Iran looked a crisis that (i) the EU could actually do something about and (ii) truly mattered globally. As Steven Everts (now an adviser to EU foreign policy chief Catherine Ashton) noted in early 2004, Iran also offered a chance to show the unilateralist Bush administration that “a different and more nuanced strategy can deliver better and more sustainable results.” Sure, there was still a lot to be done in the Western Balkans, but this felt like old news. And yes, it was wonderful that EU-flagged forces could now deploy to African crises, but these were not first order priorities for most European governments. Iran was the real thing.
The then EU foreign policy chief Javier Solana also seized on the importance of the Iran file, leading a series of negotiations to try to dissuade Tehran from continuing its nuclear programme.

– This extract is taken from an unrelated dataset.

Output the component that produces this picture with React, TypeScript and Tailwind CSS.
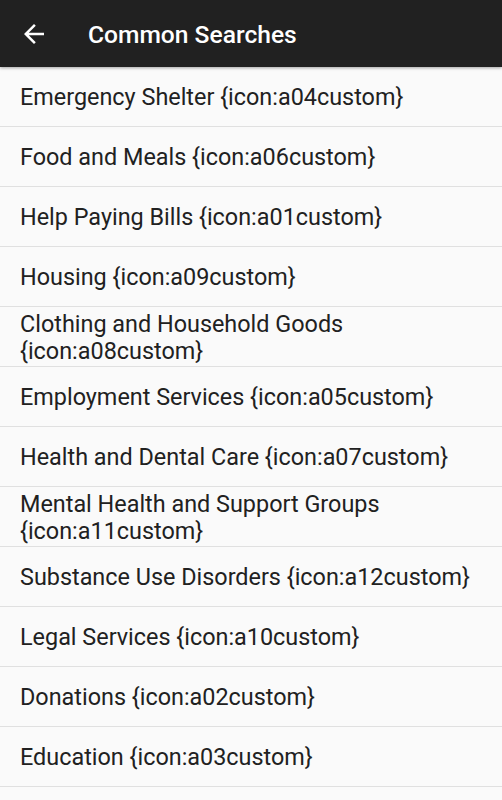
import React from "react";

const items = [
  "Emergency Shelter {icon:a04custom}",
  "Food and Meals {icon:a06custom}",
  "Help Paying Bills {icon:a01custom}",
  "Housing {icon:a09custom}",
  "Clothing and Household Goods {icon:a08custom}",
  "Employment Services {icon:a05custom}",
  "Health and Dental Care {icon:a07custom}",
  "Mental Health and Support Groups {icon:a11custom}",
  "Substance Use Disorders {icon:a12custom}",
  "Legal Services {icon:a10custom}",
  "Donations {icon:a02custom}",
  "Education {icon:a03custom}",
];

export default function App() {
  return (
    <div className="w-[502px] h-[800px] overflow-hidden bg-[#fafafa]" style={{ fontFamily: "Roboto, 'Noto Sans', sans-serif" }}>
      <div className="h-[67px] bg-[#212121] flex items-center shadow-[0_1px_3px_rgba(0,0,0,0.35)] relative z-10">
        <div className="w-[88px] flex items-center pl-[19px] pt-[1px]">
          <svg width="30" height="30" viewBox="0 0 24 24" fill="#ffffff">
            <path d="M20 11H7.83l5.59-5.59L12 4l-8 8 8 8 1.41-1.41L7.83 13H20v-2z" />
          </svg>
        </div>
        <div className="text-white text-[24.6px] font-medium leading-none pt-[3px]">Common Searches</div>
      </div>
      <div>
        {items.map((t) => (
          <div key={t} className="h-[60px] border-b border-[#e0e0e0] flex items-center px-5">
            <div className="text-[23.4px] leading-[27px] text-[#212121] pt-[2px]">{t}</div>
          </div>
        ))}
      </div>
    </div>
  );
}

Over time, the Bush administration came to display a grudging willingness to follow Europe’s diplomatic lead. The Obama administration initially adopted a European-style strategy of engagement with Iran – so much so that some EU leaders, such as French President Nicolas Sarkozy, were concerned that the US had gone soft.
When Catherine Ashton took over from Solana at the end of 2009, analysts questioned whether she would have such a prominent role on Iran. While the US was now prepared to manage the diplomatic process – putting its weight behind a drive for sanctions at the UN – the Iranians looked increasingly recalcitrant. Murmurs of Israeli military action were mounting. Tomas Valasek of the Centre for European Reform in London wondered whether the EU was approaching “its last hooray on Iran.”
Ashton has in fact kept up her predecessor’s role as a primary negotiator with the Iranians. She has made a point of working with Turkey on the issue. Even her many critics in Brussels grant that she has handled this issue as well as possible under increasingly difficult circumstances. But as the Middle East has become unstable and the Iranians have remained uncooperative, diplomatic options have shrunk.
The EU has now agreed to an oil embargo on Iran (as I noted last month, it can do some damage) but there is a very high risk that the situation will spiral out of control. The Americans, Europeans and their Arab allies are locked in an ill-disguised battle with Iran to shape the future of its ally Syria. In January, British and French vessels sailed alongside an American aircraft carrier through the Straits of Hormuz, the vital waterway at the mouth of the Persian Gulf that the Iranians have threatened to block.
The crisis is coming to a head. US Defence Secretary Leon Panetta has reportedly spoken of the “likelihood” of an Israeli strike on Iran soon. Years of pain-staking European diplomacy may soon be rendered null and void. And all that good stuff about the EU doing peacekeeping, leading the world in development aid and shaping the norms of the international system suddenly feels rather irrelevant.
If the Iranian crisis does end in military action – especially if US forces become engaged – the EU will be sent into a diplomatic tail-spin. A huge amount of European energy has been devoted to averting this scenario. We are approaching a test for European foreign policy that may dwarf everything since Iraq.